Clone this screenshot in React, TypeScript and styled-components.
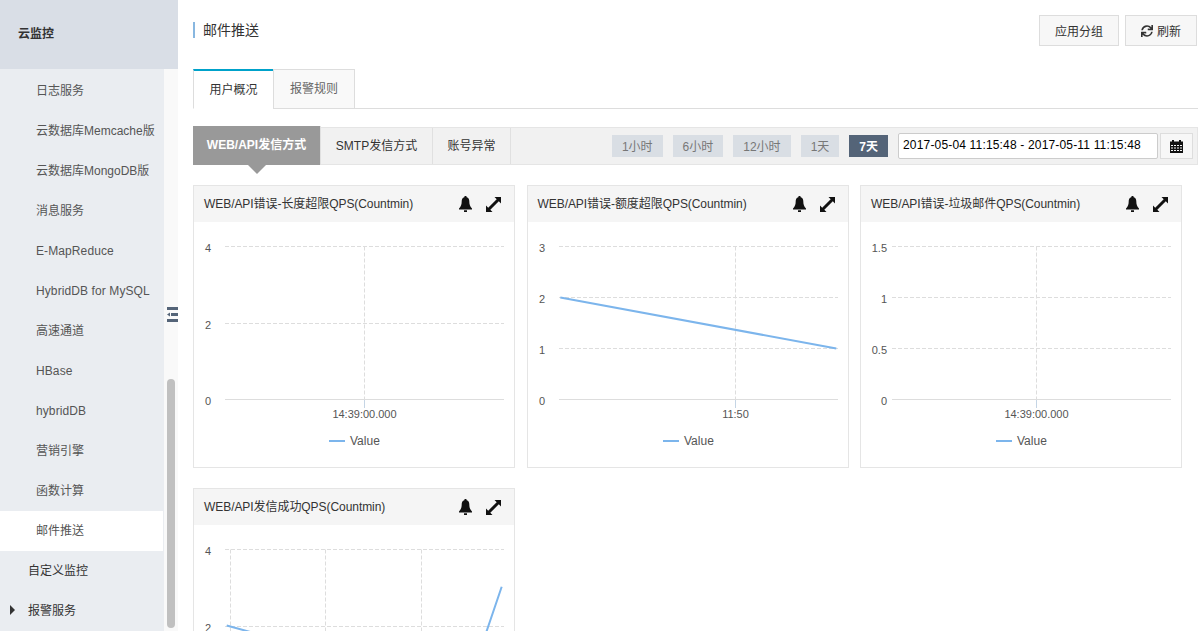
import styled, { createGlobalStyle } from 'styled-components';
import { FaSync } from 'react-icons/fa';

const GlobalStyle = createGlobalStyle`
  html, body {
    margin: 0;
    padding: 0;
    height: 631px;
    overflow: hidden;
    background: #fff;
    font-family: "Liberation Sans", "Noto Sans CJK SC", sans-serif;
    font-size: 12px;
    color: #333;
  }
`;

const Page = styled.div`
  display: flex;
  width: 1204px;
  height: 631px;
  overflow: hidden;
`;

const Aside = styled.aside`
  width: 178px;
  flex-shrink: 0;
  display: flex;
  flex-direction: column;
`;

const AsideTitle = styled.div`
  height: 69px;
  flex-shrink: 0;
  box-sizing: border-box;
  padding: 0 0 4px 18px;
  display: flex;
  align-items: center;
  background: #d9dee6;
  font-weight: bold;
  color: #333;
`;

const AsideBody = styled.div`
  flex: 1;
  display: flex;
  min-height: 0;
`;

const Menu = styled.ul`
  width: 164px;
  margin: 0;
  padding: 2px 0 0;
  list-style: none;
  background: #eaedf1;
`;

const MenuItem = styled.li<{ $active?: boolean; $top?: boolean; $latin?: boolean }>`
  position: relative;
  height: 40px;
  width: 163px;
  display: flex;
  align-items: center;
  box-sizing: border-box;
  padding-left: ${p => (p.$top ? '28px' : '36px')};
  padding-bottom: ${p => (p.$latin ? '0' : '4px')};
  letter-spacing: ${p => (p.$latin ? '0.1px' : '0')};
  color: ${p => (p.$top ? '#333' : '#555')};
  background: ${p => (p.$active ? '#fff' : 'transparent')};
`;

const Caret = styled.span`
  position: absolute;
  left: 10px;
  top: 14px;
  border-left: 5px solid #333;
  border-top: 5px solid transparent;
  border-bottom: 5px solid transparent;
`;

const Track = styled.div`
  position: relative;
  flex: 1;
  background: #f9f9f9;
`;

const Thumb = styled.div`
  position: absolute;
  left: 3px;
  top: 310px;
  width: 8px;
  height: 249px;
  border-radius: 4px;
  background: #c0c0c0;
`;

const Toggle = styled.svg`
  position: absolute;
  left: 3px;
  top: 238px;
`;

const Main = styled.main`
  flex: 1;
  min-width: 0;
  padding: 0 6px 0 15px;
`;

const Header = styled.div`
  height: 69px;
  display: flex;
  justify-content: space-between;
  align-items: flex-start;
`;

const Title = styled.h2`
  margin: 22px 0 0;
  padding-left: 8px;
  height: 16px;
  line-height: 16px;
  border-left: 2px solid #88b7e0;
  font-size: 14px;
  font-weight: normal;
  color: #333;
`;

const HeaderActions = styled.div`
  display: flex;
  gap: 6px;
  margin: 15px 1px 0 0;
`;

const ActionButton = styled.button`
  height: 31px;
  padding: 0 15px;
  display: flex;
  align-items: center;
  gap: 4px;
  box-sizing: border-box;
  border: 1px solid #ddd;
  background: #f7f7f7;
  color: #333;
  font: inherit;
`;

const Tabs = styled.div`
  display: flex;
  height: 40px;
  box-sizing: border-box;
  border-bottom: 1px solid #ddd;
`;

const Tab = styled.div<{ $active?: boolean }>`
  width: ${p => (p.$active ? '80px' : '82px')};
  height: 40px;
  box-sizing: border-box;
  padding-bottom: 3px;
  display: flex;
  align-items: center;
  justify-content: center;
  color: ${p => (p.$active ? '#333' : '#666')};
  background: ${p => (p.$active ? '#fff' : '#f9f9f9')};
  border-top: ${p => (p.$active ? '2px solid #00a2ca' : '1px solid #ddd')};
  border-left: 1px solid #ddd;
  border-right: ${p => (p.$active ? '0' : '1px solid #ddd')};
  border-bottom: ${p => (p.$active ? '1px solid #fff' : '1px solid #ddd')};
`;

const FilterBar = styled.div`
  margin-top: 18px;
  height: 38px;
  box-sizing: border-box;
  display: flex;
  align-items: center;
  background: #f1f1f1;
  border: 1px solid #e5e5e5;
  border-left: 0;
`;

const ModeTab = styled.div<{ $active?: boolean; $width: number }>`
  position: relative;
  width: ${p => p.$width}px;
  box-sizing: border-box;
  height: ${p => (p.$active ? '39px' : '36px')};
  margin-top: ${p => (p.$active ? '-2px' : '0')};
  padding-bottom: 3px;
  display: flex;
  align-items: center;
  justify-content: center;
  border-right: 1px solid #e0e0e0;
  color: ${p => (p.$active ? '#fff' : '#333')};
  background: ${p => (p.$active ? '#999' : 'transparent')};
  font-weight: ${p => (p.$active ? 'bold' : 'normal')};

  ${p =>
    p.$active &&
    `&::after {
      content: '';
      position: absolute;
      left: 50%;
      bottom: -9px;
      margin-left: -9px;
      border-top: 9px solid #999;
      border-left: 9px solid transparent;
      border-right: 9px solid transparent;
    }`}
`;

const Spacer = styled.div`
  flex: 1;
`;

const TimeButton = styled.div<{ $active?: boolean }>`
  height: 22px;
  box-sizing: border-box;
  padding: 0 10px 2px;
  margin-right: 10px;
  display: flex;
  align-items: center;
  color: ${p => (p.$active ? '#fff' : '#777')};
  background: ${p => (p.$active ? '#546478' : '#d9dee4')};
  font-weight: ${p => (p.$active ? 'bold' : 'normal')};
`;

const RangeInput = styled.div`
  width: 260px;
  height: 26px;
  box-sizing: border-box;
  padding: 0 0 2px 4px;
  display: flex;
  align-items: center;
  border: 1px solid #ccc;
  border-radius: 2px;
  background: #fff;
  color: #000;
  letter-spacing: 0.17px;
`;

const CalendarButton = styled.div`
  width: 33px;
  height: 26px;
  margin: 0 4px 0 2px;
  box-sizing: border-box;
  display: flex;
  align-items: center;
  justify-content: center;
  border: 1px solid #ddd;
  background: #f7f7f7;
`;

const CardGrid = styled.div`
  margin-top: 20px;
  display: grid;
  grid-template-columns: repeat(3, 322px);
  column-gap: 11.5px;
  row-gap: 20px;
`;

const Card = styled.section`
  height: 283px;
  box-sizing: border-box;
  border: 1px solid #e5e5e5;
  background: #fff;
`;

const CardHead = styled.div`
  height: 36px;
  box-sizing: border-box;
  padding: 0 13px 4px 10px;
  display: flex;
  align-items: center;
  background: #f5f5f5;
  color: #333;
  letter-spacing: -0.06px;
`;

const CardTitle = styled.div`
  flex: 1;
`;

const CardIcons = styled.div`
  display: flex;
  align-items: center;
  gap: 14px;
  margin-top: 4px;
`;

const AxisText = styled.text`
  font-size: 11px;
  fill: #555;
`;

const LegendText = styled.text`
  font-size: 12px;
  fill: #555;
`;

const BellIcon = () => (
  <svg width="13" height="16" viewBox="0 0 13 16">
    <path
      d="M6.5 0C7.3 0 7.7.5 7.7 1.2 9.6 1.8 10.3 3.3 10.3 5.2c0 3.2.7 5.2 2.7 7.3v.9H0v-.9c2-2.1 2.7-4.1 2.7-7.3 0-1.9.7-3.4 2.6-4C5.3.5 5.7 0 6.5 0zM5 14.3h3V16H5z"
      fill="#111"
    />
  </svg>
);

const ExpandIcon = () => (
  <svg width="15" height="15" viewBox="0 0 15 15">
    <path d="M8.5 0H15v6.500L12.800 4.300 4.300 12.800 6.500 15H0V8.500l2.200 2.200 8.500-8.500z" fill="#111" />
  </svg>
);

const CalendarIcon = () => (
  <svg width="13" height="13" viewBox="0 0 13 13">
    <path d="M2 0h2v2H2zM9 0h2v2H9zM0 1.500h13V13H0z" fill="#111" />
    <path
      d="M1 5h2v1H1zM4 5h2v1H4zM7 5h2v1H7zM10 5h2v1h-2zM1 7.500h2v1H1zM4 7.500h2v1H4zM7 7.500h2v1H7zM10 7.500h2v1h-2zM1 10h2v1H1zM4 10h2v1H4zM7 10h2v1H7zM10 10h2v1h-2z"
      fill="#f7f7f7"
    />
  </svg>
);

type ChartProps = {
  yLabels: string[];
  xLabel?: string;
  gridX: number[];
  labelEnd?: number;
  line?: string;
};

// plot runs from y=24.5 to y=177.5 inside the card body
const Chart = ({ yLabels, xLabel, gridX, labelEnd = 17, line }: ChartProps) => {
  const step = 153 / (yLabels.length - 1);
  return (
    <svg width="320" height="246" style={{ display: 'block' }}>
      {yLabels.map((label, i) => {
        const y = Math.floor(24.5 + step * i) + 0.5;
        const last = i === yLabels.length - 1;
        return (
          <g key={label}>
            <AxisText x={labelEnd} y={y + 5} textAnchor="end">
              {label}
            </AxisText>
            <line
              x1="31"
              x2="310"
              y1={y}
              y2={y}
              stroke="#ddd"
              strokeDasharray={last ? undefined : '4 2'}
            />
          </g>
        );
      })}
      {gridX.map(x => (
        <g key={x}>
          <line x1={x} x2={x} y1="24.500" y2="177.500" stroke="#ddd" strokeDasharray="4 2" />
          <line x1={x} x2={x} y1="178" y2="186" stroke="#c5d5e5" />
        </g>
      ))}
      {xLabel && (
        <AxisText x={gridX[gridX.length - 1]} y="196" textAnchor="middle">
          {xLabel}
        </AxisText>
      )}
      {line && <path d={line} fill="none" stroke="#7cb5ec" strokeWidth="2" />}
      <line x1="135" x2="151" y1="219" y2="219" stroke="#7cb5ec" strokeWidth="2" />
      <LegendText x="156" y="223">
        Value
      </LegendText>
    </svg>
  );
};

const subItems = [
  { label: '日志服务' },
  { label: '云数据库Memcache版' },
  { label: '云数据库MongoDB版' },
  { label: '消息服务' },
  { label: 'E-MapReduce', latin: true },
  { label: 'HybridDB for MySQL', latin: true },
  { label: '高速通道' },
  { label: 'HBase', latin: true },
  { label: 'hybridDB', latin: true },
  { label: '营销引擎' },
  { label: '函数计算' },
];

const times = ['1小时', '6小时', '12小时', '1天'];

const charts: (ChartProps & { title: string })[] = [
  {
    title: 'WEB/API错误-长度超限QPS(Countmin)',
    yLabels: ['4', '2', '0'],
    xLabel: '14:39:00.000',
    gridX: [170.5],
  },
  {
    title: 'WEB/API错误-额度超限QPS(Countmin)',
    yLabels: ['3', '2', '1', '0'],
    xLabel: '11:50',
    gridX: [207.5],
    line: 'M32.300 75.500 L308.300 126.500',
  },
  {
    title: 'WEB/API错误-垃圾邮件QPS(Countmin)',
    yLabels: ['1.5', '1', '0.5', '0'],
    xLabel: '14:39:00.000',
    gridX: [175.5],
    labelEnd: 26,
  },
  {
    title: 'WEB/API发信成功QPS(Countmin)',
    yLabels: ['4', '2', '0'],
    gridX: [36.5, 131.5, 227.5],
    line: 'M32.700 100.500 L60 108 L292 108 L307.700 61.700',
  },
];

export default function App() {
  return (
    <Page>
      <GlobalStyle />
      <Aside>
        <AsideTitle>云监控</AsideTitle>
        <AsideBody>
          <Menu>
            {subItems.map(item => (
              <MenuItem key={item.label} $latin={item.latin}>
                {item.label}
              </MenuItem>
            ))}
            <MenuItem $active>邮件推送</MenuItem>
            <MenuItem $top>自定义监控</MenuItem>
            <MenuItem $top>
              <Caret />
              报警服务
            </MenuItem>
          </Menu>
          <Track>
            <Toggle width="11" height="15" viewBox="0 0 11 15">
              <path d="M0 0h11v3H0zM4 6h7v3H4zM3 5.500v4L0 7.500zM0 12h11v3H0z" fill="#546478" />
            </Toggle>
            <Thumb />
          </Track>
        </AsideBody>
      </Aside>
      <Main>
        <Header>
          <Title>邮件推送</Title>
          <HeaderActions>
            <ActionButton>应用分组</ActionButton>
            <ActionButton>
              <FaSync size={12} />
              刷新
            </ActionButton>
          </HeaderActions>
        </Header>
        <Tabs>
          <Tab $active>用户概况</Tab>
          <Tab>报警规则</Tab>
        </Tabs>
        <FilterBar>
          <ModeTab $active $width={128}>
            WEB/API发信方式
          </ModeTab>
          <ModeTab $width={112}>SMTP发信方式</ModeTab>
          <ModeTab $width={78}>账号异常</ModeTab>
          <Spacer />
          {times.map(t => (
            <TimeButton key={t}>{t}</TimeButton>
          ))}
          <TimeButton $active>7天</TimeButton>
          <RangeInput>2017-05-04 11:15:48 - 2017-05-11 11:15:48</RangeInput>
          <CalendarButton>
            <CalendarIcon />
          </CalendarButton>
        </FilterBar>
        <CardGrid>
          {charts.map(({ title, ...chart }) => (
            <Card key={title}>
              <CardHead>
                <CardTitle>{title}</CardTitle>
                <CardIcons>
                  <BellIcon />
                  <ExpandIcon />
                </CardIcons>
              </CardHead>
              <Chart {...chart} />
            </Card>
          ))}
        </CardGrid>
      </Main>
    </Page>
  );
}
- - - -
**What you need to do**
Search the listing for the word "components" and return each line that holds it.

**Problem solution**
Clone this screenshot in React, TypeScript and styled-components.
import styled, { createGlobalStyle } from 'styled-components';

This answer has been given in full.